Les livres édités par Yakob, qui sont soit des livres religieux utiles pour les clercs, soit des livres relevant plus de la superstition et du rituel ont des formats de poche qui laissent entendre qu’ils étaient à destination des marchands. Ces voyageurs, qui ne peuvent participer aux offices, trouvent dans ces livres la possibilité d’une pratique religieuse quotidienne. D’autres ouvrages imprimés bien après Yakob s’adressent ainsi aux voyageurs et proposent, entre calendriers, prières et rituels, des pages de jeux et de devinettes. Yann Sordet (p. 12) remarque avec justesse que « les livres arméniens sont de fait, peut-être plus que d’autres, des livres voyageurs ». Le voyage, qu’il soit volontaire pour le marchand, qu’il relève de l’histoire ou de l’imaginaire avec la figure poétique de l’Arménien Errant, est en effet central pour comprendre ce qui se joue dans le livre imprimé arménien. « Diaspora, commerce international, Église et culture livresque sont donc intimement liés chez les Arméniens et contribuent ensemble à la cristallisation d’une forme spécifique de “conscience nationale” qui n’est pas adossée à un État ou à un territoire commun » (Mikaël Nichanian, p. 24).
Intégration
Le deuxième moment de cette histoire du livre est celui où la culture arménienne se verra intégrée et donc repensée, changée, dans la culture européenne (la religion catholique pendant un temps, les Lumières par la suite). Les analyses de Jean-Piere Mahé et Mikaël Nichanian apportent un éclairage intéressant sur la question de la religion et du livre imprimé. Le rôle de la Propaganda Fide – actuellement connue sous le nom de « Congrégation pour l’évangélisation des peuples » – dans l’imprimerie arménienne est très révélateur du fait que « le rôle du livre, outil de mission et instrument de polémique contre la doctrine de l’Église Arménienne, était perçu comme décisif » (Mikaël Nichanian, p. 28). Via le texte et le livre, l’Église catholique a usé de plusieurs voies pour influencer la religion, accordant ou pas des privilèges, sélectionnant les textes, formant des Arméniens au catholicisme…

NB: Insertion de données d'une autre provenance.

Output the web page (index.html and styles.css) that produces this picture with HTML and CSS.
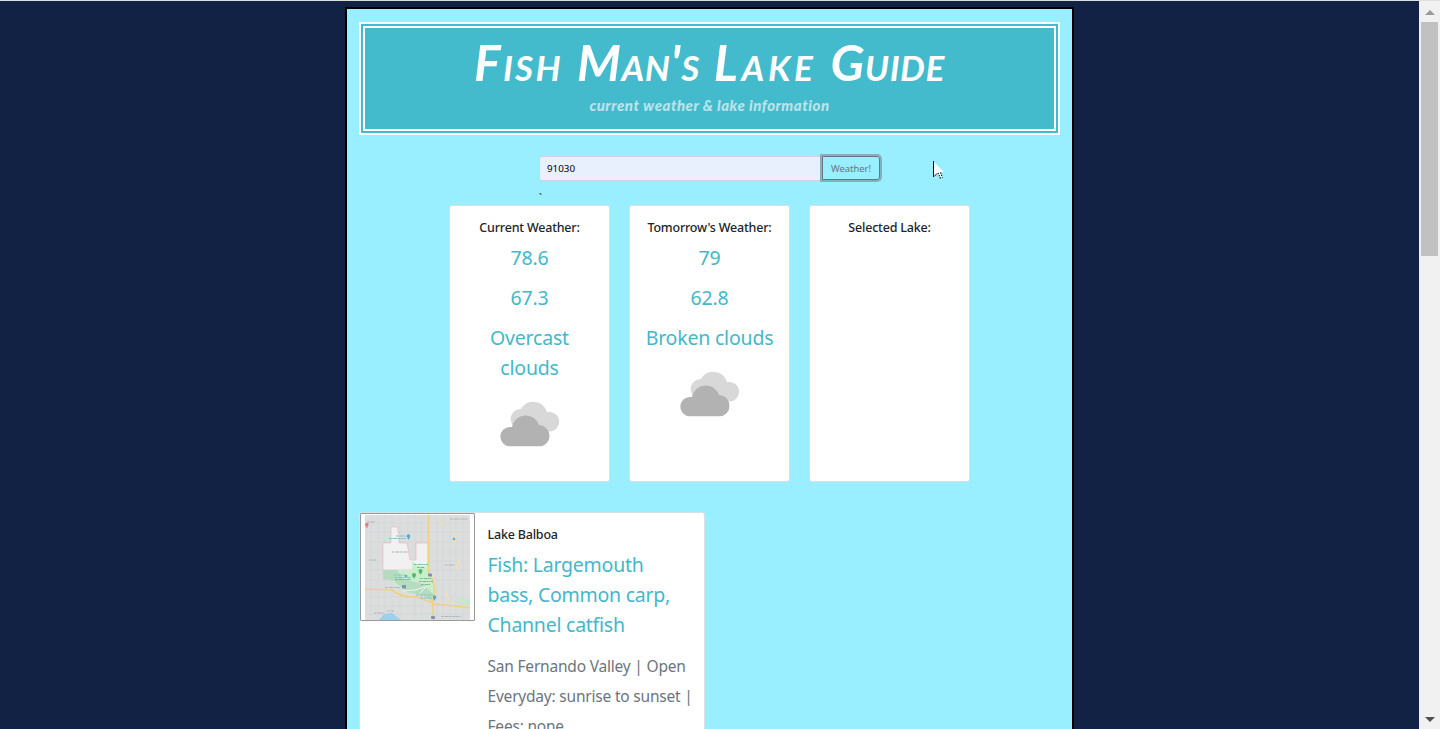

Si le livre joue un rôle dans le développement d’une religion au détriment d’une autre, il joue aussi un rôle dans l’évolution des idées et des pensées. Ainsi « la diffusion des Écritures et de leurs commentaires encouragera la réflexion individuelle et le libre examen des textes. Inversement la foi des Lumières va se substituer, peu à peu, dans la diaspora à la piété ritualiste héritée du moyen-âge et des origines chrétiennes » (Jean-Pierre Mahé, p. 21)
Émancipation
Le troisième moment est celui où les techniques d’imprimerie seront importées aussi en Orient, offrant une possibilité renouvelée de produire des textes arméniens indépendamment des autorisations européennes. Jusqu’à ce troisième moment, l’impression arménienne reste l’affaire de places européennes : Venise, Amsterdam, Marseille, dans lesquelles officient des imprimeurs arméniens. Le catalogue est notamment organisé par lieu de parution des ouvrages et en manifeste par là même l’importance géopolitique. La question de la langue participe bien sûr aussi de cette émancipation. Pendant les premiers siècles de l’imprimerie arménienne, « pour lire, il ne suffisait donc pas de savoir parler l’arménien dialectal en usage dans une région donnée, il fallait nécessairement avoir appris la langue classique » (Mikaël Nichanian, p. 41). Le livre était donc de fait réservé aux élites religieuses ou marchandes. Autant l’intérêt pour l’imprimerie s’est manifesté très tôt chez les Arméniens, autant l’intérêt pour la langue vulgaire s’est révélé bien plus tardif. Il a fallu du temps pour que l’utilité de la langue non classique soit perçue dans sa capacité à toucher un plus grand nombre de lecteurs et à réunir et éduquer la communauté dispersée.
Pour conclure, ce livre est riche d’informations, d’analyses, de détails et de descriptions. Cela en fait un ouvrage fort intéressant, bien qu’un peu complexe pour celui ou celle qui, comme moi, ignorait jusque-là tout de l’histoire arménienne.